La storia ottocentesca della città si riassume in poche ma essenziali notizie. Il 23 maggio 1863 il consiglio comunale di San Germano decise di tornare all’antico nome di Cassino. Se per tutto il periodo borbonico non ci furono grandi novità, con l’unità italiana, ben vista da moltissimi, in particolare dai borghesi, andò crescendo il fenomeno del brigantaggio che portò al presidio della città da parte di reparti dell’esercito italiano. Si progettò intanto la bonifica integrale del territorio anche perché la stessa città era spesso minacciata dalle inondazioni e circondata da zone malsane e paludose. Diversi quartieri erano decadenti: soltanto le distruzioni belliche della seconda guerra mondiale li avrebbero fatti sparire. Cassino divenne uno dei principali centri della provincia di Caserta (nella quale rimase inquadrata fino al 1927) aumentando la popolazione che, dai 5000 abitanti del 1824, giunse ai circa 13.000 di fine secolo. Nel 1863, appena dopo l’unità, fu costruita passando anche per Cassino la ferrovia Roma-Napoli, che fino al Novecento fu la linea principale tra l’Italia centrale e il Meridione.

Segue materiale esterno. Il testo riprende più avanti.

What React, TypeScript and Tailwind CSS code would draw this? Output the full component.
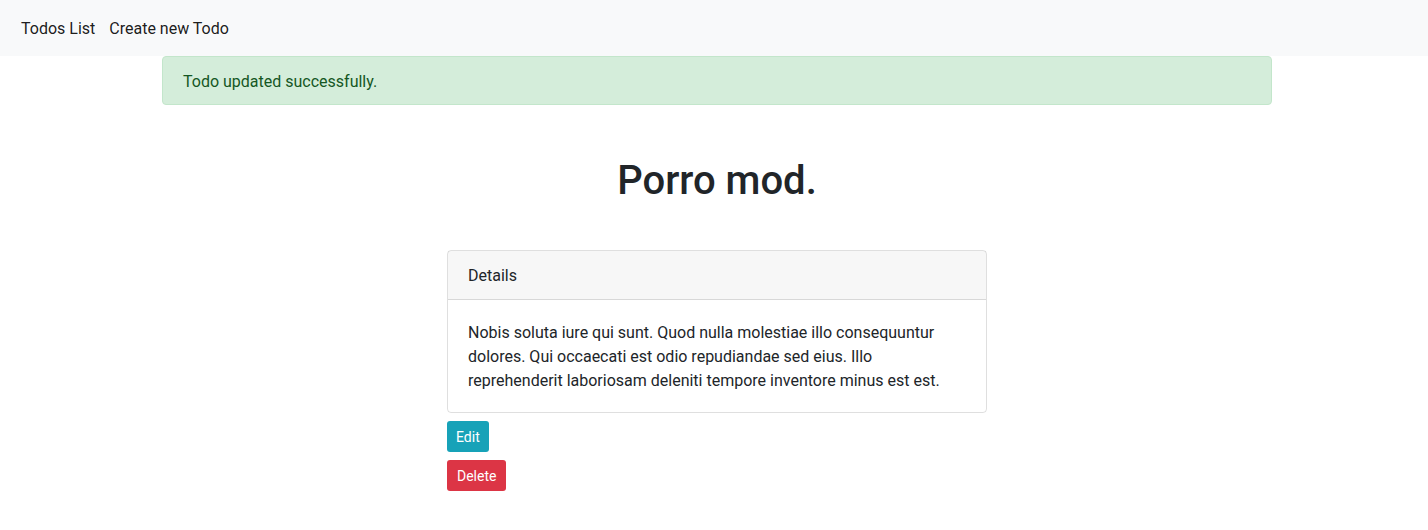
import React from 'react';

export default function App() {
  return (
    <div className="min-h-[530px] bg-white text-[#212529] font-['Segoe_UI',Roboto,'Liberation_Sans',sans-serif]">
      <nav className="h-14 bg-[#f8f9fa] flex items-center pl-[21px] pt-[2px] gap-[14px] text-base">
        <a className="text-black/90">Todos List</a>
        <a className="text-black/90">Create new Todo</a>
      </nav>

      <div className="ml-[162px] w-[1110px]">
        <div className="h-[49px] flex items-center px-5 pt-[2px] bg-[#d4edda] border border-[#c3e6cb] rounded text-[#155724] text-base">
          Todo updated successfully.
        </div>

        <h1 className="mt-[52px] text-center text-[40px] leading-[48px] font-medium">Porro mod.</h1>

        <div className="w-[540px] mx-auto mt-[45px]">
          <div className="border border-black/[0.125] rounded">
            <div className="h-[49px] flex items-center px-5 pt-[2px] bg-black/[0.03] border-b border-black/[0.125] text-base">
              Details
            </div>
            <div className="px-5 pt-[21px] pb-[19px] text-base leading-6">
              Nobis soluta iure qui sunt. Quod nulla molestiae illo consequuntur dolores. Qui occaecati est odio repudiandae sed eius. Illo reprehenderit laboriosam deleniti tempore inventore minus est est.
            </div>
          </div>

          <div className="mt-2 flex flex-col items-start gap-2">
            <button className="h-[31px] px-[9px] pt-px text-sm text-white bg-[#17a2b8] rounded-[3px]">Edit</button>
            <button className="h-[31px] px-[10px] pt-px text-sm text-white bg-[#dc3545] rounded-[3px]">Delete</button>
          </div>
        </div>
      </div>
    </div>
  );
}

All’inizio del XX secolo si cominciò a emigrare mentre l’attività politica usciva dalle lotte puramente locali per organizzare gruppi facenti capo ai partiti nazionali. Poi i vent’anni del fascismo. Durante la seconda guerra mondiale riprese l’attività clandestina dei partiti e dopo l’8 settembre 1943 il cassinate fu presente nella Resistenza.

Il grande avvenimento storico della guerra a Cassino fu la battaglia che dalla città prese il nome. Cassino ne uscì del tutto distrutta, con la popolazione dispersa e un’economia inesistente. Ebbe per le sofferenze della sua gente la medaglia d’oro al valor civile. Nel territorio del comune sorgono i cimiteri di guerra polacco, inglese e tedesco, tragica testimonianza degli eserciti che per mesi si affrontarono intorno all’acropoli benedettina, tra le montagne che ostacolavano l’accesso a Roma.

Il dopoguerra fu durissimo. Ricomparve la malaria. Mancavano alloggi, vitto e lavoro. Ovunque bombe e macerie. A favore del cassinate e di Cassino si mobilità anche la solidarietà degli italiani: si aprirono ovunque sottoscrizioni e nell’italia settentrionale vennero ospitati numerosi bambini che, dopo mesi, tornarono a casa con impresso il senso di una tangibile solidarietà umana. Poi, progressivamente, si cominciò a ricostruire: alloggi, servizi, aziende. La città sorse secondo un piano razionale, lungo il percorso della Casilina e con nuovi criteri di ortogonalità delle strade. Lentamente, faticosamente la ricostruzione si avviò. Dagli anni Sessanta fu un susseguirsi di insediamenti edilizi che fecero dell’area industriale cassinate una delle principali del sud, anche grazie all’arrivo della Fiat a Piedimonte. Da questo momento la città affrontò i tipici problemi della rapida crescita: si costruirono nuovi quartieri, si ampliarono i servizi, nacquero nuove attività economiche, si diede vita ad iniziative molteplici.